Proinsias Ó Conluain, The last native Irish-speakers of Tyrone, Dúiche Néill 4 (1989), p.111, died late 1950
http://traceyclann.com/index_files/..%5Cfiles%5Ctyrone.htm

This page details the names and ages of native speakers in South armagh. Notice the ages by 1901, and most were born in the Famine years, which may suggest that it was this era that the cut off really cut in, and it was anglo-days ahoy from then on in

One Edward Kelly from Glasdrumman was returned as 'Head of Family' at the ripe of age of 99, and still married!
http://www.pdevlinz.btinternet.co.uk/nativespeakers1901.htm

In this link one can see census data from 1901 and 1911. Mayo returns irish and English (which probably mean they had poor English) and the northern counties do not seem to return any speakers (even tho the link above shows this to be untrue)
http://www.pdevlinz.btinternet.co.uk/Sitemap.htm

Monaghan: "An Ghaeilge is no longer spoken as the first language in Co Monaghan. The last native Irish speaker in Inniskeen, for example, died in 1952".
http://www.monaghancdb.ie/culturepp.htm

Heres a bit on Leitrim, Cavan, and Sligo:
http://www.smo.uhi.ac.uk/~oduibhin/cainnteoir/breifne.txt
One qoute:Glenade/Leitrim
Ó Buachalla, "old man... speaks profound Irish" (born 1846)

In Cavan:
Tomás Mag SHAMRADHÁIN, Eshvagh
Breifne 8:1 97 (prize at first Glangevlin aeraidheacht 1920)
Breifne 8:2 248 (native speaker)
What is 'aeraidheacht'? A form of the world oireachtas? I once found a link on the net about a gaelic academy in the 20's in north letrim, but it is long shut down (one assumes)

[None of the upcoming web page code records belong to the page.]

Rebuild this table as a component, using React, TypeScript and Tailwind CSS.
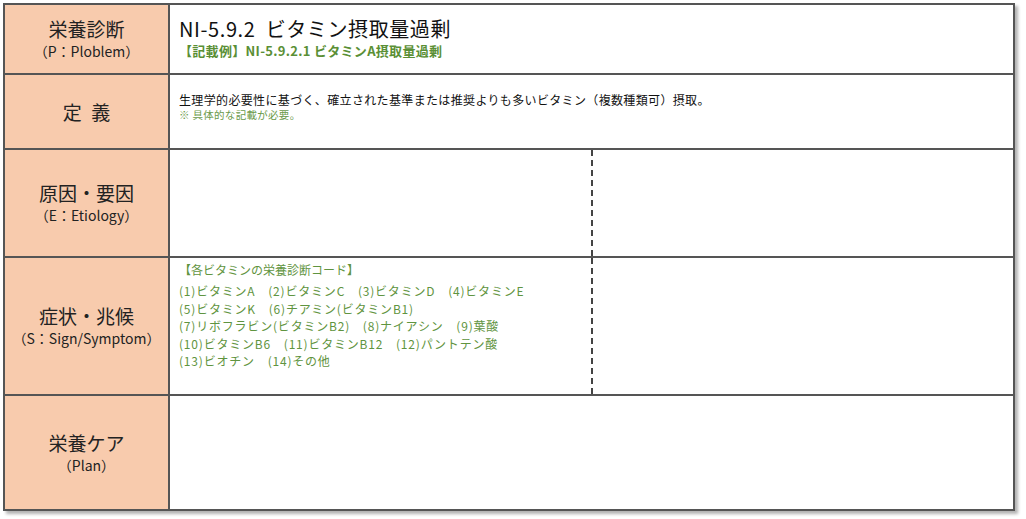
const font = "font-['Noto_Sans_CJK_JP','Noto_Sans',sans-serif]";

function Label({ main, sub, spaced }: { main: string; sub?: string; spaced?: boolean }) {
  return (
    <div className="flex w-[165px] shrink-0 flex-col items-center justify-center border-r-2 border-[#555] bg-[#f8cbad] text-[#222]">
      <div className={`text-[19px] leading-[24px] ${spaced ? "tracking-[0.5em] pl-[0.5em]" : ""}`}>{main}</div>
      {sub && <div className="text-[14px] leading-[20px]">{sub}</div>}
    </div>
  );
}

const vitamins = [
  "(1)ビタミンA\u3000(2)ビタミンC\u3000(3)ビタミンD\u3000(4)ビタミンE",
  "(5)ビタミンK\u3000(6)チアミン(ビタミンB1)",
  "(7)リボフラビン(ビタミンB2)\u3000(8)ナイアシン\u3000(9)葉酸",
  "(10)ビタミンB6\u3000(11)ビタミンB12\u3000(12)パントテン酸",
  "(13)ビオチン\u3000(14)その他",
];

export default function App() {
  return (
    <div className={`h-[519px] w-[1026px] bg-white pl-[3px] pt-[3px] ${font}`}>
      <div className="flex h-[508px] w-[1012px] flex-col border-2 border-[#555] bg-white shadow-[3px_3px_3px_rgba(0,0,0,0.3)]">
        <div className="flex h-[70px] border-b-2 border-[#555]">
          <Label main="栄養診断" sub="（P：Ploblem）" />
          <div className="flex flex-col justify-center pl-[9px] pb-[4px]">
            <div className="text-[20px] leading-[26px] tracking-[0.6px] text-[#111]">NI-5.9.2&nbsp; ビタミン摂取量過剰</div>
            <div className="text-[13px] font-bold leading-[17px] tracking-[0.3px] text-[#5a8f35]">【記載例】NI-5.9.2.1 ビタミンA摂取量過剰</div>
          </div>
        </div>
        <div className="flex h-[75px] border-b-2 border-[#555]">
          <Label main="定義" spaced />
          <div className="flex flex-col justify-center pl-[9px] pb-[10px]">
            <div className="text-[12px] leading-[16px] tracking-[0.35px] text-[#111]">生理学的必要性に基づく、確立された基準または推奨よりも多いビタミン（複数種類可）摂取。</div>
            <div className="text-[10.5px] leading-[14px] tracking-[0.3px] text-[#6a9a4a]">※ 具体的な記載が必要。</div>
          </div>
        </div>
        <div className="flex h-[108px] border-b-2 border-[#555]">
          <Label main="原因・要因" sub="（E：Etiology）" />
          <div className="w-[423px] border-r-2 border-dashed border-[#444]" />
          <div className="flex-1" />
        </div>
        <div className="flex h-[138px] border-b-2 border-[#555]">
          <Label main="症状・兆候" sub="（S：Sign/Symptom）" />
          <div className="w-[423px] border-r-2 border-dashed border-[#444] pl-[9px] pt-[3px] text-[#5f9440]">
            <div className="text-[12px] leading-[17px]">【各ビタミンの栄養診断コード】</div>
            <div className="mt-[4px] text-[12px] leading-[17.5px] tracking-[0.8px]">
              {vitamins.map((v) => (
                <div key={v}>{v}</div>
              ))}
            </div>
          </div>
          <div className="flex-1" />
        </div>
        <div className="flex flex-1">
          <Label main="栄養ケア" sub="（Plan）" />
          <div className="flex-1" />
        </div>
      </div>
    </div>
  );
}
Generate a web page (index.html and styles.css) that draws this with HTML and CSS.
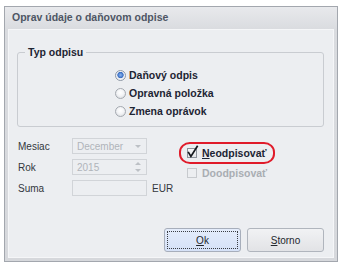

You know, there was an older member of my family who learned to speak irish fluently while on the east coast in the 50's. He could have done himself a service by heading nearer to home and seeing what the border counties had to offer. It also reminds me of a story my mother told me about been in Mayo on some trip when she was young. They had to go off the raod to a 'míon-bhaile', I suppose you could call it, where upon entering the house they had to converse with the children, as the old women, dressed all in black, had not a word of english between them.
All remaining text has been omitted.